■ Objective:
Skip the pictures. Transcribe the rest of the data below without changing a word.

* * * * * * *

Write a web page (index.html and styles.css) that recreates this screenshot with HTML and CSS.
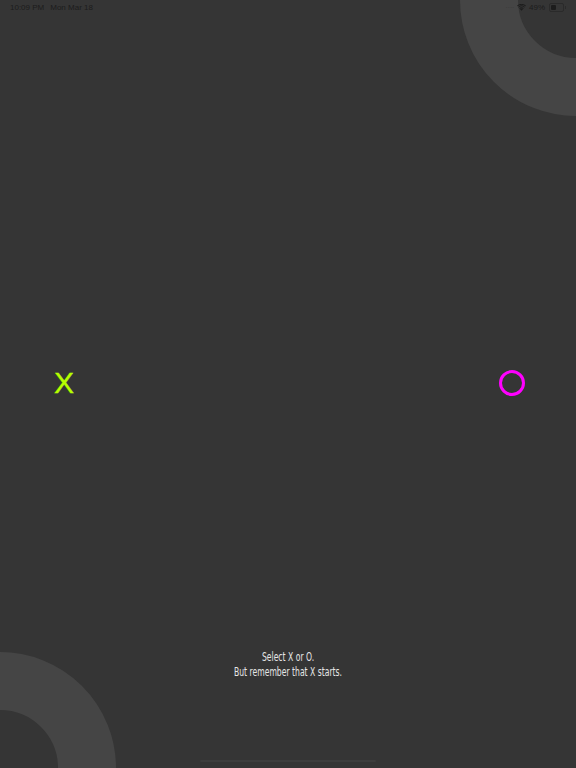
FILE: index.html
```html
<!DOCTYPE html>
<html lang="en">
<head>
<meta charset="utf-8">
<title>Tic Tac Toe</title>
<link rel="stylesheet" href="styles.css">
</head>
<body>
<div class="screen">
  <div class="ring ring-top"></div>
  <div class="ring ring-bottom"></div>

  <div class="status">
    <div class="status-left">
      <span class="time">10:09 PM</span>
      <span class="date">Mon Mar 18</span>
    </div>
    <div class="status-right">
      <span class="dots">····</span>
      <svg class="wifi" width="9" height="7" viewBox="0 0 18 14">
        <path d="M9 13.5 L6.3 10.4 A4 4 0 0 1 11.7 10.4 Z" fill="#1c1c1c"/>
        <path d="M4.6 8.5 A6.5 6.5 0 0 1 13.4 8.5 L12.2 9.8 A4.8 4.8 0 0 0 5.8 9.8 Z" fill="#1c1c1c"/>
        <path d="M2.2 5.9 A10 10 0 0 1 15.8 5.9 L14.6 7.2 A8.2 8.2 0 0 0 3.4 7.2 Z" fill="#1c1c1c"/>
        <path d="M0 3.4 A13.2 13.2 0 0 1 18 3.4 L16.8 4.7 A11.4 11.4 0 0 0 1.2 4.7 Z" fill="#1c1c1c"/>
      </svg>
      <span class="battery-text">49%</span>
      <span class="battery"><span class="battery-level"></span></span>
      <span class="battery-cap"></span>
    </div>
  </div>

  <div class="choices">
    <div class="choice choice-x">X</div>
    <div class="choice choice-o"></div>
  </div>

  <div class="message">
    <p>Select X or O.</p>
    <p>But remember that X starts.</p>
  </div>

  <div class="home-indicator"></div>
</div>
</body>
</html>
```
FILE: styles.css
```css
html, body {
  margin: 0;
  padding: 0;
  background: #353535;
}

.screen {
  position: relative;
  width: 576px;
  height: 768px;
  overflow: hidden;
  display: flex;
  flex-direction: column;
  background: #353535;
  font-family: "Liberation Sans", Arial, sans-serif;
}

.ring {
  position: absolute;
  width: 232px;
  height: 232px;
  box-sizing: border-box;
  border: 58px solid #454545;
  border-radius: 50%;
}

.ring-top {
  left: 460px;
  top: -116px;
}

.ring-bottom {
  left: -116px;
  top: 652px;
}

.status {
  position: relative;
  height: 14px;
  display: flex;
  justify-content: space-between;
  align-items: center;
  padding: 0 10px 0 10px;
  font-size: 8px;
  color: #1c1c1c;
}

.status-left {
  display: flex;
  gap: 6px;
}

.status-right {
  display: flex;
  align-items: center;
  gap: 3px;
}

.dots {
  color: #3a3a3a;
  letter-spacing: -0.5px;
}

.battery {
  display: inline-block;
  width: 11px;
  height: 5px;
  border: 1px solid #2a2a2a;
  border-radius: 2px;
  padding: 1px;
  box-sizing: content-box;
  margin-left: 1px;
}

.battery-level {
  display: block;
  width: 5px;
  height: 5px;
  background: #1c1c1c;
  border-radius: 1px;
}

.battery-cap {
  display: inline-block;
  width: 1px;
  height: 3px;
  background: #2a2a2a;
  margin-left: -2px;
}

.choices {
  position: relative;
  height: 30px;
  margin-top: 354px;
  display: flex;
  justify-content: space-between;
  align-items: center;
  padding: 0 51px 0 54px;
}

.choice-x {
  color: #b6ff00;
  font-size: 30px;
  line-height: 30px;
  -webkit-text-stroke: 0.4px #b6ff00;
}

.choice-o {
  width: 26px;
  height: 26px;
  box-sizing: border-box;
  border: 3px solid #ff00ff;
  border-radius: 50%;
}

.message {
  position: relative;
  margin-top: auto;
  margin-bottom: 80px;
  text-align: center;
  color: #e6e6e6;
  font-family: "DejaVu Sans Condensed", "DejaVu Sans", sans-serif;
  font-size: 12px;
  line-height: 15px;
  transform: scaleX(0.71);
}

.message p {
  margin: 0;
}

.home-indicator {
  position: relative;
  width: 176px;
  height: 2px;
  margin: 0 auto 6px;
  background: #3d3d3d;
  border-radius: 1px;
}
```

* * * * * * *

■ Response to the task:
Write a web page (index.html and styles.css) that recreates this screenshot with HTML and CSS.
FILE: index.html
```html
<!DOCTYPE html>
<html lang="en">
<head>
<meta charset="utf-8">
<title>Tic Tac Toe</title>
<link rel="stylesheet" href="styles.css">
</head>
<body>
<div class="screen">
  <div class="ring ring-top"></div>
  <div class="ring ring-bottom"></div>

  <div class="status">
    <div class="status-left">
      <span class="time">10:09 PM</span>
      <span class="date">Mon Mar 18</span>
    </div>
    <div class="status-right">
      <span class="dots">····</span>
      <svg class="wifi" width="9" height="7" viewBox="0 0 18 14">
        <path d="M9 13.5 L6.3 10.4 A4 4 0 0 1 11.7 10.4 Z" fill="#1c1c1c"/>
        <path d="M4.6 8.5 A6.5 6.5 0 0 1 13.4 8.5 L12.2 9.8 A4.8 4.8 0 0 0 5.8 9.8 Z" fill="#1c1c1c"/>
        <path d="M2.2 5.9 A10 10 0 0 1 15.8 5.9 L14.6 7.2 A8.2 8.2 0 0 0 3.4 7.2 Z" fill="#1c1c1c"/>
        <path d="M0 3.4 A13.2 13.2 0 0 1 18 3.4 L16.8 4.7 A11.4 11.4 0 0 0 1.2 4.7 Z" fill="#1c1c1c"/>
      </svg>
      <span class="battery-text">49%</span>
      <span class="battery"><span class="battery-level"></span></span>
      <span class="battery-cap"></span>
    </div>
  </div>

  <div class="choices">
    <div class="choice choice-x">X</div>
    <div class="choice choice-o"></div>
  </div>

  <div class="message">
    <p>Select X or O.</p>
    <p>But remember that X starts.</p>
  </div>

  <div class="home-indicator"></div>
</div>
</body>
</html>
```
FILE: styles.css
```css
html, body {
  margin: 0;
  padding: 0;
  background: #353535;
}

.screen {
  position: relative;
  width: 576px;
  height: 768px;
  overflow: hidden;
  display: flex;
  flex-direction: column;
  background: #353535;
  font-family: "Liberation Sans", Arial, sans-serif;
}

.ring {
  position: absolute;
  width: 232px;
  height: 232px;
  box-sizing: border-box;
  border: 58px solid #454545;
  border-radius: 50%;
}

.ring-top {
  left: 460px;
  top: -116px;
}

.ring-bottom {
  left: -116px;
  top: 652px;
}

.status {
  position: relative;
  height: 14px;
  display: flex;
  justify-content: space-between;
  align-items: center;
  padding: 0 10px 0 10px;
  font-size: 8px;
  color: #1c1c1c;
}

.status-left {
  display: flex;
  gap: 6px;
}

.status-right {
  display: flex;
  align-items: center;
  gap: 3px;
}

.dots {
  color: #3a3a3a;
  letter-spacing: -0.5px;
}

.battery {
  display: inline-block;
  width: 11px;
  height: 5px;
  border: 1px solid #2a2a2a;
  border-radius: 2px;
  padding: 1px;
  box-sizing: content-box;
  margin-left: 1px;
}

.battery-level {
  display: block;
  width: 5px;
  height: 5px;
  background: #1c1c1c;
  border-radius: 1px;
}

.battery-cap {
  display: inline-block;
  width: 1px;
  height: 3px;
  background: #2a2a2a;
  margin-left: -2px;
}

.choices {
  position: relative;
  height: 30px;
  margin-top: 354px;
  display: flex;
  justify-content: space-between;
  align-items: center;
  padding: 0 51px 0 54px;
}

.choice-x {
  color: #b6ff00;
  font-size: 30px;
  line-height: 30px;
  -webkit-text-stroke: 0.4px #b6ff00;
}

.choice-o {
  width: 26px;
  height: 26px;
  box-sizing: border-box;
  border: 3px solid #ff00ff;
  border-radius: 50%;
}

.message {
  position: relative;
  margin-top: auto;
  margin-bottom: 80px;
  text-align: center;
  color: #e6e6e6;
  font-family: "DejaVu Sans Condensed", "DejaVu Sans", sans-serif;
  font-size: 12px;
  line-height: 15px;
  transform: scaleX(0.71);
}

.message p {
  margin: 0;
}

.home-indicator {
  position: relative;
  width: 176px;
  height: 2px;
  margin: 0 auto 6px;
  background: #3d3d3d;
  border-radius: 1px;
}
```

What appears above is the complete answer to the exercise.